O que é o comportamento suicida e o quais os fatores de risco
Essa expressão engloba tanto as tentativas como o suicídio consumado. Há quem ainda inclua aqui a ideação suicida (os pensamentos sobre esse ato e o seu planejamento).
“Muitas vezes, o suicídio é a consequência final de um processo. Esse triste desfecho deve ser relacionado a uma série de eventos que se acumulam na história do indivíduo e não pode ser encarado de forma simplista ou casual, considerando apenas acontecimentos pontuais da vida”, complementa Silva.
Histórico de traumas familiares, eventos adversos na infância e adolescência, presença de doenças (inclusive não psiquiátricas) e sentimentos como desesperança, desespero, desamparo e impulsividade estão entre os fatores que aumentam o risco do comportamento suicida.
Os transtornos mentais são muito comuns entre indivíduos que tentaram se matar — daí a necessidade de tratá-los adequadamente. Mas não basta focar só nisso. Segundo o presidente da ABP, devem ser consideradas estratégias de promoção da saúde em geral e de prevenção de problemas psiquiátricos.
“Também é fundamental dar atenção aos fatores de proteção, como o fortalecimento de laços sociais, autoestima elevada, bom suporte familiar, espiritualidade independente de filiação religiosa e, principalmente, acesso universal a serviços de saúde mental”, completa.
Principalmente se achar que as coisas não andam bem, busque o apoio de um psiquiatra ou psicólogo.
Especificidades do comportamento suicida no Brasil
De 2010 a 2014, o suicídio causou 5,23 mortes por 100 mil habitantes no Brasil. É uma taxa que fica abaixo do índice geral do planeta. A Organização Mundial da Saúde (OMS) estima que, em 2016, foram 10,6 óbitos por 100 mil pessoas.
No entanto, como possuímos uma grande população, o número absoluto de suicídios é alto por aqui. Foram registrados 50 664 óbitos de 2010 a 2014.
“Além disso, temos grande diversidade cultural, econômica e social, o que torna as características clínicas de cada região diferentes. Existem municípios que apresentam taxas bem elevadas, que superaram a média mundial”, pontua Silva.
O expert conta que, no Brasil, há desafios particulares na contenção do comportamento suicida. São eles: dificuldade de acesso a tratamentos e profissionais, negação e estigma em relação ao bem-estar mental, abuso de álcool e outras drogas e alta prevalência de depressão e ansiedade.

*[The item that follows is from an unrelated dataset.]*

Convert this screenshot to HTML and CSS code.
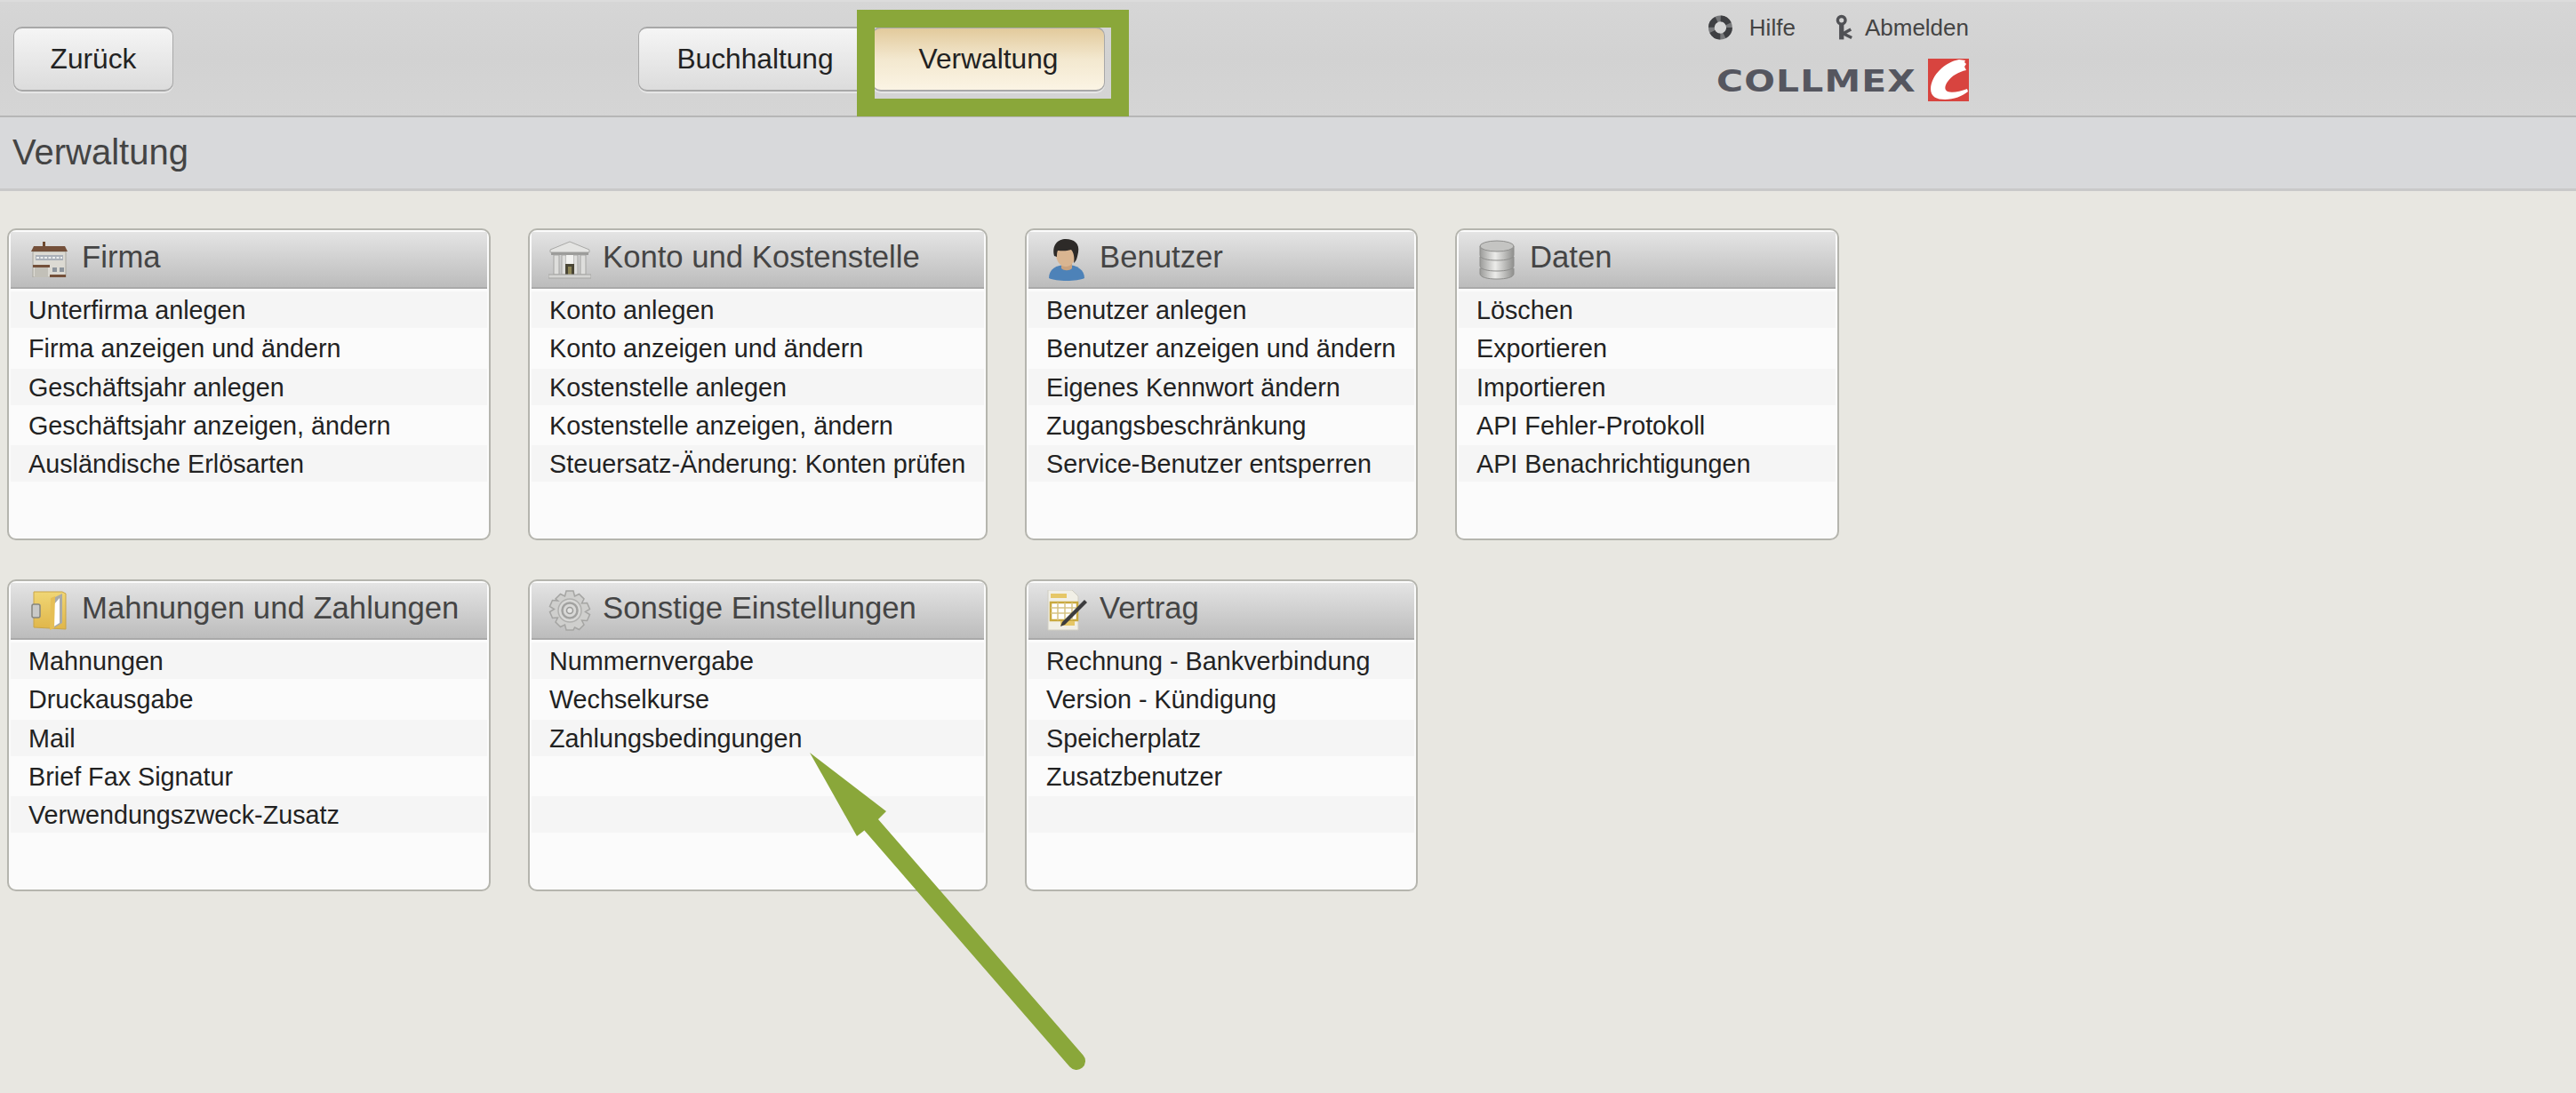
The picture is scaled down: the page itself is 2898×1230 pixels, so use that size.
FILE: index.html
```html
<!DOCTYPE html>
<html lang="de">
<head>
  <meta charset="UTF-8">
  <meta name="viewport" content="width=device-width, initial-scale=1.0">
  <title>Collmex - Verwaltung</title>
  <link rel="stylesheet" href="styles.css">
</head>
<body>
  <header class="topbar">
    <a class="btn btn-back">Zurück</a>
    <nav class="tabs">
      <a class="btn tab">Buchhaltung</a>
      <a class="btn tab tab-active">Verwaltung</a>
    </nav>
    <div class="utility">
      <div class="utility-links">
        <svg class="icon-help" viewBox="0 0 28 28">
          <circle cx="14" cy="14" r="10.5" fill="none" stroke="#77787a" stroke-width="7"/>
          <circle cx="14" cy="14" r="10.5" fill="none" stroke="#3e3f42" stroke-width="7" stroke-dasharray="11.5 5"/>
        </svg>
        <span class="help-label">Hilfe</span>
        <svg class="icon-key" viewBox="0 0 22 30">
          <circle cx="7" cy="6.500" r="4.500" fill="none" stroke="#505155" stroke-width="3.600"/>
          <path d="M7 11v18" stroke="#505155" stroke-width="5.500"/>
          <path d="M9 22l9-5M9 22l10 5" stroke="#505155" stroke-width="3.600"/>
        </svg>
        <span>Abmelden</span>
      </div>
      <div class="logo">
        <span class="logo-word">COLLMEX</span>
        <svg class="logo-mark" viewBox="0 0 46 48">
          <rect width="46" height="48" fill="#d8443f"/>
          <path d="M35 1c-16 3-31 17-32 33 0 9 7 12 16 12 10 0 20-4 26-9l-1-3c-8 3-17 5-22 3-4-2-3-7 0-11 5-7 12-11 21-13l-2-4 2-3-2-2 1-2z" fill="#fff"/>
        </svg>
      </div>
    </div>
  </header>

  <div class="pagetitle">Verwaltung</div>

  <main class="grid">
    <section class="card">
      <h2 class="card-head">
        <span class="card-icon">
          <svg width="43" height="40" viewBox="0 0 43 40">
            <path d="M3 11h37v29H3z" fill="#dcdad3" stroke="#a8a69e"/>
            <path d="M14 0h3v6h-3z" fill="#6e4a30"/>
            <path d="M4 5h35l3 6H1z" fill="#74503a"/>
            <path d="M6 15h31v6H6z" fill="#aab0b8"/>
            <path d="M7 18h29" stroke="#eceeef" stroke-width="2" stroke-dasharray="3 1.500"/>
            <path d="M3 26h19v3H3z" fill="#74503a"/>
            <path d="M5 29h15v11H5z" fill="#c2c0b8"/>
            <path d="M25 29h5v5h-5zM33 29h5v5h-5z" fill="#8d949c"/>
            <path d="M22 37h18v3H22z" fill="#74503a"/>
          </svg>
        </span>
        <span>Firma</span>
      </h2>
      <ul class="links">
        <li>Unterfirma anlegen</li>
        <li>Firma anzeigen und ändern</li>
        <li>Geschäftsjahr anlegen</li>
        <li>Geschäftsjahr anzeigen, ändern</li>
        <li>Ausländische Erlösarten</li>
      </ul>
    </section>

    <section class="card">
      <h2 class="card-head">
        <span class="card-icon">
          <svg width="48" height="43" viewBox="0 0 48 43">
            <path d="M24 1L46 10v3H2v-3z" fill="#e4e4e2" stroke="#a9a9a7" stroke-width="1"/>
            <path d="M3 13h42v3H3z" fill="#9c9c9a"/>
            <path d="M6 16h6v22H6zM15 16h5v22h-5zM28 16h5v22h-5zM36 16h6v22h-6z" fill="#dededc" stroke="#a5a5a3" stroke-width="1"/>
            <path d="M20 16h8v22h-8z" fill="#f2f2f0"/>
            <path d="M19 26h10v12H19z" fill="#4a4636"/>
            <path d="M22 29h4v9h-4z" fill="#8e8658"/>
            <path d="M0 38h48v4H0z" fill="#d5d5d3" stroke="#a5a5a3" stroke-width="1"/>
          </svg>
        </span>
        <span>Konto und Kostenstelle</span>
      </h2>
      <ul class="links">
        <li>Konto anlegen</li>
        <li>Konto anzeigen und ändern</li>
        <li>Kostenstelle anlegen</li>
        <li>Kostenstelle anzeigen, ändern</li>
        <li>Steuersatz-Änderung: Konten prüfen</li>
      </ul>
    </section>

    <section class="card">
      <h2 class="card-head">
        <span class="card-icon">
          <svg width="42" height="47" viewBox="0 0 42 47">
            <path d="M1 44c0-10 8-15 20-15s20 6 20 15c-8 4-32 4-40 0z" fill="#4d82b8"/>
            <path d="M15 26h12v7c-3 3-9 3-12 0z" fill="#c9a27e"/>
            <ellipse cx="20" cy="17" rx="11" ry="14" fill="#d9b591"/>
            <path d="M7 19C4 7 11 0 20 0s16 5 14 15c-1 5-2 10-5 12 1-6 0-12-3-15-6 2-12 1-15 1-1 2-1 4-1 7z" fill="#2d2a28"/>
          </svg>
        </span>
        <span>Benutzer</span>
      </h2>
      <ul class="links">
        <li>Benutzer anlegen</li>
        <li>Benutzer anzeigen und ändern</li>
        <li>Eigenes Kennwort ändern</li>
        <li>Zugangsbeschränkung</li>
        <li>Service-Benutzer entsperren</li>
      </ul>
    </section>

    <section class="card">
      <h2 class="card-head">
        <span class="card-icon">
          <svg width="40" height="45" viewBox="0 0 40 45">
            <defs>
              <linearGradient id="disk" x1="0" x2="1" y1="0" y2="0">
                <stop offset="0" stop-color="#9b9b99"/>
                <stop offset=".45" stop-color="#ececea"/>
                <stop offset="1" stop-color="#8f8f8d"/>
              </linearGradient>
            </defs>
            <path d="M1 32v6c0 4 8 6 19 6s19-2 19-6v-6z" fill="url(#disk)" stroke="#8e8e8c"/>
            <path d="M1 19v10c0 4 8 6 19 6s19-2 19-6V19z" fill="url(#disk)" stroke="#8e8e8c"/>
            <path d="M1 7v10c0 4 8 6 19 6s19-2 19-6V7z" fill="url(#disk)" stroke="#8e8e8c"/>
            <ellipse cx="20" cy="7" rx="19" ry="6" fill="#c4c4c2" stroke="#8e8e8c"/>
          </svg>
        </span>
        <span>Daten</span>
      </h2>
      <ul class="links">
        <li>Löschen</li>
        <li>Exportieren</li>
        <li>Importieren</li>
        <li>API Fehler-Protokoll</li>
        <li>API Benachrichtigungen</li>
      </ul>
    </section>

    <section class="card">
      <h2 class="card-head">
        <span class="card-icon">
          <svg width="40" height="45" viewBox="0 0 40 45">
            <defs>
              <linearGradient id="folder" x1="0" x2="0" y1="0" y2="1">
                <stop offset="0" stop-color="#f0d675"/>
                <stop offset="1" stop-color="#e0b64a"/>
              </linearGradient>
            </defs>
            <path d="M3 1h32l4 2v40l-36-2z" fill="url(#folder)" stroke="#c9a548"/>
            <path d="M27 7l8-4v33l-10 6z" fill="#a9aaa8"/>
            <path d="M25 16l7-8v28l-8 5z" fill="#fff"/>
            <path d="M22 8l-1 36 5-2 1-36z" fill="#e6bf55"/>
            <rect x="1" y="15" width="9" height="15" rx="2" fill="#c9c9c7" stroke="#85857f" stroke-width="1.500"/>
          </svg>
        </span>
        <span>Mahnungen und Zahlungen</span>
      </h2>
      <ul class="links">
        <li>Mahnungen</li>
        <li>Druckausgabe</li>
        <li>Mail</li>
        <li>Brief Fax Signatur</li>
        <li>Verwendungszweck-Zusatz</li>
      </ul>
    </section>

    <section class="card">
      <h2 class="card-head">
        <span class="card-icon">
          <svg width="48" height="46" viewBox="0 0 48 46">
            <g fill="#cfcfcd" stroke="#a5a5a3" stroke-width="1.500">
              <path d="M20 1h8l1.500 6 5-2.500 5.500 5.500-2.500 5 6-.5 3 7-5 3 5 3-3 7-6-.5 2.500 5-5.500 5.500-5-2.500L28 45h-8l-1.500-6-5 2.500L8 36l2.500-5-6 .5-3-7 5-3-5-3 3-7 6 .5L8 10l5.500-5.500 5 2.500z"/>
            </g>
            <circle cx="24" cy="23" r="13" fill="#d8d8d6" stroke="#b0b0ae" stroke-width="1.500"/>
            <circle cx="24" cy="23" r="8.500" fill="none" stroke="#a2a2a0" stroke-width="2.500"/>
            <circle cx="24" cy="23" r="3.500" fill="#e4e4e2" stroke="#9a9a98" stroke-width="1.500"/>
          </svg>
        </span>
        <span>Sonstige Einstellungen</span>
      </h2>
      <ul class="links">
        <li>Nummernvergabe</li>
        <li>Wechselkurse</li>
        <li>Zahlungsbedingungen</li>
        <li></li>
        <li></li>
      </ul>
    </section>

    <section class="card">
      <h2 class="card-head">
        <span class="card-icon">
          <svg width="47" height="46" viewBox="0 0 47 46">
            <path d="M2 0h27l7 7v38H2z" fill="#f1efe6" stroke="#cfcdc3"/>
            <path d="M5 4h18v5H5z" fill="#e6c766"/>
            <path d="M5 14h30v20H5z" fill="#fff" stroke="#c9a93f" stroke-width="2.500"/>
            <path d="M5 20h30M5 26h30M13 14v20M21 14v20M29 14v20" stroke="#d6c384" stroke-width="1.500"/>
            <path d="M16 35h16v5H16z" fill="#e6c766"/>
            <path d="M18 36L43 11l3 3-25 25-5 2z" fill="#3c3c3e"/>
          </svg>
        </span>
        <span>Vertrag</span>
      </h2>
      <ul class="links">
        <li>Rechnung - Bankverbindung</li>
        <li>Version - Kündigung</li>
        <li>Speicherplatz</li>
        <li>Zusatzbenutzer</li>
        <li></li>
      </ul>
    </section>
  </main>

  <!-- Markierung ueber dem Screenshot -->
  <div class="mark-box"></div>
  <svg class="mark-arrow" width="2898" height="1230" viewBox="0 0 2898 1230">
    <path d="M980 928L1211 1194" stroke="#8aa73a" stroke-width="20" stroke-linecap="round" fill="none"/>
    <path d="M911 847L997 913 988 922 973 934 964 941z" fill="#8aa73a"/>
  </svg>
</body>
</html>
```

FILE: styles.css
```css
html, body {
  margin: 0;
  padding: 0;
}
body {
  position: relative;
  width: 2898px;
  height: 1230px;
  overflow: hidden;
  font-family: "Liberation Sans", Arial, sans-serif;
  background-color: #e8e7e1;
  color: #222;
}

.topbar {
  display: flex;
  align-items: flex-start;
  box-sizing: border-box;
  height: 132px;
  padding-left: 15px;
  border-top: 2px solid #dcdcdc;
  border-bottom: 2px solid #b6b6b6;
  background: linear-gradient(#d6d6d6, #d2d2d2 50%, #d5d5d5);
}
.btn {
  display: block;
  box-sizing: border-box;
  height: 73px;
  border: 1px solid #a8a8a8;
  border-top-width: 2px;
  border-bottom-width: 2px;
  border-radius: 10px;
  background: linear-gradient(#f5f5f5, #dcdcdc);
  box-shadow: 0 2px 0 #e6e6e6;
  font-size: 31.7px;
  line-height: 69px;
  text-align: center;
  color: #222;
}
.btn-back {
  width: 180px;
  margin-top: 28px;
}
.tabs {
  display: flex;
  margin: 28px 0 0 523px;
}
.tab {
  width: 263px;
}
.tab-active {
  width: 262px;
  background: linear-gradient(#e2ca9c, #f3e8cf 50%, #fbf4e4);
}

.utility {
  width: 293px;
  margin: 14px 0 0 679px;
  color: #444;
  font-size: 26px;
}
.utility-links {
  display: flex;
  align-items: center;
  height: 30px;
}
.icon-help {
  width: 28px;
  height: 28px;
}
.help-label {
  margin-left: 19px;
}
.icon-key {
  width: 22px;
  height: 30px;
  margin: 0 12px 0 45px;
}
.logo {
  display: flex;
  align-items: center;
  margin-top: 20px;
  padding-left: 9px;
}
.logo-word {
  width: 238px;
  padding-top: 3px;
  font-family: "DejaVu Sans", sans-serif;
  font-weight: bold;
  font-size: 34px;
  line-height: 45px;
  letter-spacing: 1px;
  color: #55565f;
  transform: scaleX(1.2);
  transform-origin: left center;
}
.logo-mark {
  width: 46px;
  height: 48px;
}

.pagetitle {
  box-sizing: border-box;
  height: 83px;
  padding: 0 14px;
  border-bottom: 3px solid #c9c9c9;
  background-color: #d8d9db;
  font-size: 40px;
  line-height: 79px;
  color: #444;
}

.grid {
  display: grid;
  grid-template-columns: 544px 517px 442px 432px;
  grid-auto-rows: 351px;
  gap: 44px 42px;
  padding: 42px 0 0 8px;
}
.card {
  box-sizing: border-box;
  padding: 2px;
  border: 2px solid #b5b5ae;
  border-radius: 10px;
  background-color: #fbfbfb;
}
.card-head {
  display: flex;
  align-items: center;
  box-sizing: border-box;
  height: 64px;
  margin: 0;
  border-bottom: 2px solid #a9a9a9;
  background: linear-gradient(#e4e4e4, #bcbcbc);
  font-size: 34.7px;
  font-weight: normal;
  color: #454545;
}
.card-head > span:last-child {
  padding-bottom: 6px;
}
.card-icon {
  display: flex;
  justify-content: center;
  flex: none;
  width: 52px;
  margin: 0 11px 0 17px;
}
.links {
  margin: 1px 0 0;
  padding: 0;
  list-style: none;
}
.links li {
  box-sizing: border-box;
  height: 43.3px;
  padding-left: 20px;
  border-top: 2px solid #fbfbfb;
  font-size: 28.75px;
  line-height: 43px;
  background-clip: padding-box;
}
.links li:nth-child(odd) {
  background-color: #f5f5f5;
}

.mark-box {
  position: absolute;
  left: 964px;
  top: 11px;
  box-sizing: border-box;
  width: 306px;
  height: 120px;
  border: 20px solid #8aa73a;
}
.mark-arrow {
  position: absolute;
  left: 0;
  top: 0;
  pointer-events: none;
}
```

Silva espera que as diretrizes da ABP ajudem a derrubar o número nacionais de suicídio e que o poder público seja influenciado a adotar estratégias de promoção de saúde, oferecendo assistência pública de qualidade para toda a população.
E, como dissemos, apenas a primeira parte desse guia foi publicada. A próxima publicação deve ser disponibilizada no final de novembro de 2020, trazendo um “Plano de Segurança”. Ou seja, uma nova abordagem que combina a avaliação dos casos com medidas práticas de intervenção.